A Weekend in Anglesey

My Parents grew up in North Wales, Far Far Far North Wales, my Mother in a little village outside of Bangor and Father on the island of Anglesey. We went up there a couple of weekends ago to visit my Grandfather, still living in the house my Dad was raised in. I have many memories of running on the beaches in the unspoilt nature, up sand dunes and dashing away from the freezing cold waves. It was a pleasure to return with my own children now and show them the sites, but the sites have changed. 

We didn't take flasks of tea, pack sandwiches or even put a few custard creams in our pockets for the walk by the waves. Instead, we visited boutiques, chain clothing stores, there's a large supermarkets, and of course there are cafes, restaurants, coffee shops, coffee houses, bars, gastro pubs... it goes on. 

My grandfather grumbled when I told him we were going for coffee one morning, 'coming up here, building that thing, charging that price...' it went on. But for me, this great imposition he was describing was my sanctuary. We stayed there for hours. 

The coffee, at best could be described as alright, there were glimpses of the last revolution in coffee; latte glasses and long spoons. As a sat with my family and we drank (a few rounds) I wondered if I should also share in the sadness that the place I had known as youngster was changing, or if in fact I should celebrate the arrival of my culture here on this remote island otherwise untouched by so many fads. 
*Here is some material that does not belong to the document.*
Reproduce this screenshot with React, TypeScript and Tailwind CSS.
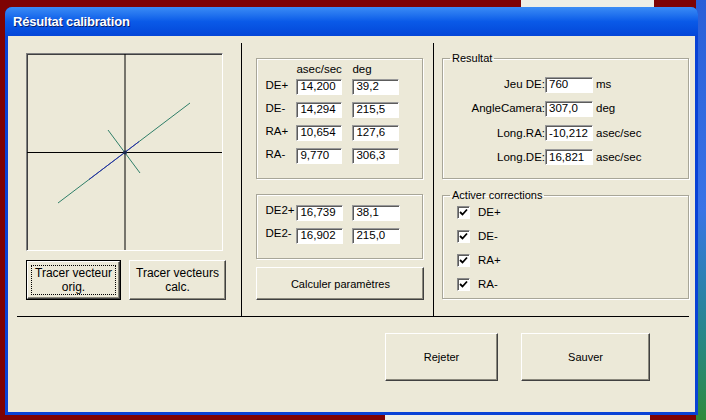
import React from "react";

const font = { fontFamily: '"Liberation Sans", Arial, sans-serif' };

function Field({ value, w = "w-[46px]", low = false }: { value: string; w?: string; low?: boolean }) {
  return (
    <div
      className={`${w} h-[16px] bg-white border border-t-[#9a9a9a] border-l-[#9a9a9a] border-b-white border-r-white shadow-[inset_1px_1px_0_#5c5c5c] pl-[3px] text-[11.5px] leading-none text-black flex ${low ? "items-end pb-[1px]" : "items-center"}`}
    >
      {value}
    </div>
  );
}

function Button({
  children,
  className = "",
  focused = false,
  text = "text-[11px]",
}: {
  children: React.ReactNode;
  className?: string;
  focused?: boolean;
  text?: string;
}) {
  return (
    <div className={`${focused ? "border border-black" : ""} ${className}`}>
      <div
        className={`w-full h-full bg-[#ECE9D8] border border-t-white border-l-white border-b-[#404040] border-r-[#404040] shadow-[inset_-1px_-1px_0_#8a887c] flex items-center justify-center text-center ${text} leading-[14px] text-black`}
      >
        {focused ? (
          <div className="w-[calc(100%-6px)] h-[calc(100%-6px)] border border-dotted border-black flex items-center justify-center">
            {children}
          </div>
        ) : (
          children
        )}
      </div>
    </div>
  );
}

function Group({ legend, className = "", children }: { legend?: string; className?: string; children: React.ReactNode }) {
  return (
    <fieldset className={`relative border border-[#a8a698] shadow-[inset_1px_1px_0_#fff,1px_1px_0_#fff] ${className}`}>
      {legend && (
        <legend className="ml-[7px] px-[2px] text-[11px] leading-[12px] text-black">{legend}</legend>
      )}
      {children}
    </fieldset>
  );
}

function Check({ label }: { label: string }) {
  return (
    <div className="flex items-center gap-[8px] h-[13px]">
      <div className="w-[13px] h-[13px] bg-white border border-t-[#8a8a8a] border-l-[#8a8a8a] border-b-white border-r-white shadow-[inset_1px_1px_0_#5c5c5c] flex items-center justify-center">
        <svg width="9" height="9" viewBox="0 0 9 9">
          <path d="M1 4 L3.5 6.5 L8 1.5" stroke="#000" strokeWidth="1.8" fill="none" />
        </svg>
      </div>
      <span className="text-[11.5px] text-black">{label}</span>
    </div>
  );
}

export default function App() {
  const rows = [
    ["DE+", "14,200", "39,2"],
    ["DE-", "14,294", "215,5"],
    ["RA+", "10,654", "127,6"],
    ["RA-", "9,770", "306,3"],
  ];
  const rows2 = [
    ["DE2+", "16,739", "38,1"],
    ["DE2-", "16,902", "215,0"],
  ];
  const results = [
    ["Jeu DE:", "760", "ms"],
    ["AngleCamera:", "307,0", "deg"],
    ["Long.RA:", "-10,212", "asec/sec"],
    ["Long.DE:", "16,821", "asec/sec"],
  ];

  return (
    <div className="relative w-[706px] h-[420px] overflow-hidden bg-[#7e0303]" style={font}>
      {/* desktop behind */}
      <div className="absolute left-[521px] top-0 w-[133px] h-[9px] bg-[#eeeee6]" />
      <div className="absolute right-0 top-0 w-[10px] h-[420px] bg-gradient-to-b from-[#2a5fd8] via-[#3a73e6] to-[#2f8a3a]" />
      <div className="absolute left-[385px] bottom-0 w-[265px] h-[5px] bg-[#eeeee6]" />

      {/* window */}
      <div className="absolute left-[5px] top-[7px] w-[693px] h-[408px] rounded-t-[7px] bg-[#0842d6] p-[3px] pt-0 flex flex-col">
        <div className="h-[29px] -mx-[3px] rounded-t-[7px] bg-gradient-to-b from-[#3b8cf5] via-[#0a5ae8] to-[#0546d8] flex items-center pl-[8px]">
          <span className="text-white font-bold text-[13px] tracking-[-0.2px] [text-shadow:1px_1px_0_#0a1f6a]">
            Résultat calibration
          </span>
        </div>
        <div className="flex-1 bg-[#ECE9D8] flex flex-col">
          {/* top area */}
          <div className="ml-[9px] mt-[7px] w-[672px] h-[274px] border-b border-black flex">
            {/* left column */}
            <div className="w-[226px] border-r border-black pl-[9px] pt-[10px] flex flex-col">
              <div className="w-[197px] h-[198px] border border-t-[#808080] border-l-[#808080] border-b-white border-r-white shadow-[inset_1px_1px_0_#404040]">
                <svg width="195" height="196" viewBox="0 0 195 196">
                  <line x1="98" y1="0" x2="98" y2="196" stroke="#000" strokeWidth="1" />
                  <line x1="0" y1="98.5" x2="195" y2="98.5" stroke="#000" strokeWidth="1" />
                  <line x1="31" y1="149" x2="163" y2="49" stroke="#2f7f68" strokeWidth="1" />
                  <line x1="62" y1="125.5" x2="112" y2="87.6" stroke="#2828b0" strokeWidth="1" />
                  <line x1="81" y1="76" x2="113" y2="119" stroke="#2f7f68" strokeWidth="1" />
                  <circle cx="98" cy="98.5" r="2" fill="#1a2a50" />
                </svg>
              </div>
              <div className="flex gap-[8px] mt-[9px]">
                <Button focused className="w-[95px] h-[40px]" text="text-[12px]">
                  Tracer vecteur
                  <br />
                  orig.
                </Button>
                <Button className="w-[97px] h-[40px]" text="text-[12px]">
                  Tracer vecteurs
                  <br />
                  calc.
                </Button>
              </div>
            </div>

            {/* middle column */}
            <div className="w-[192px] border-r border-black pl-[14px] pt-[15px] flex flex-col">
              <Group className="w-[167px] h-[121px]">
                <div className="pl-[8px] pt-[3px] text-[11.5px] text-black">
                  <div className="flex h-[16px] items-center">
                    <span className="ml-[31px] w-[56px]">asec/sec</span>
                    <span>deg</span>
                  </div>
                  <div className="flex flex-col gap-[7px] mt-[1px]">
                    {rows.map(([l, a, b]) => (
                      <div key={l} className="flex items-center">
                        <span className="w-[31px] -mt-[3px]">{l}</span>
                        <Field value={a} />
                        <div className="w-[10px]" />
                        <Field value={b} w="w-[47px]" />
                      </div>
                    ))}
                  </div>
                </div>
              </Group>
              <Group className="w-[167px] h-[65px] mt-[15px]">
                <div className="pl-[8px] pt-[10px] flex flex-col gap-[7px] text-[11.5px] text-black">
                  {rows2.map(([l, a, b]) => (
                    <div key={l} className="flex items-center">
                      <span className="w-[31px] -mt-[4px]">{l}</span>
                      <Field value={a} w="w-[47px]" />
                      <div className="w-[9px]" />
                      <Field value={b} w="w-[48px]" />
                    </div>
                  ))}
                </div>
              </Group>
              <Button className="w-[168px] h-[33px] mt-[8px]">Calculer paramètres</Button>
            </div>

            {/* right column */}
            <div className="flex-1 pl-[8px] pt-[9px] flex flex-col">
              <Group legend="Resultat" className="w-[247px] h-[127px]">
                <div className="flex flex-col gap-[7px] pt-[12px] text-[11.5px] text-black">
                  {results.map(([l, v, u]) => (
                    <div key={l} className="flex items-center">
                      <span className="w-[102px] text-right">{l}</span>
                      <Field value={v} w="w-[48px]" low />
                      <span className="ml-[3px]">{u}</span>
                    </div>
                  ))}
                </div>
              </Group>
              <Group legend="Activer corrections" className="w-[247px] h-[110px] mt-[10px]">
                <div className="flex flex-col gap-[11px] pl-[14px] pt-[5px]">
                  <Check label="DE+" />
                  <Check label="DE-" />
                  <Check label="RA+" />
                  <Check label="RA-" />
                </div>
              </Group>
            </div>
          </div>

          {/* bottom buttons */}
          <div className="flex justify-end gap-[23px] pr-[45px] mt-[16px]">
            <Button className="w-[113px] h-[48px]">Rejeter</Button>
            <Button className="w-[129px] h-[48px]">Sauver</Button>
          </div>
        </div>
      </div>
    </div>
  );
}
But as I sit here now and write, several weeks on, I reflect on the conversations I had with my father who I see rarely, and looking through my notebook I find a drawing he did of a caravan as we discussed our next family holiday to Scotland, and doodles he did of my daughters. Whilst the stark glass and steel building distracted the eye from the dunes and sea it was here more memories were made as a family, and so I'm reminded of what can happen over a cup of coffee and I'm warmed and comforted that whilst change comes and touches even the remotest of places there'll always be chance to create memories - and at £2 a cup, I think that's damn good value.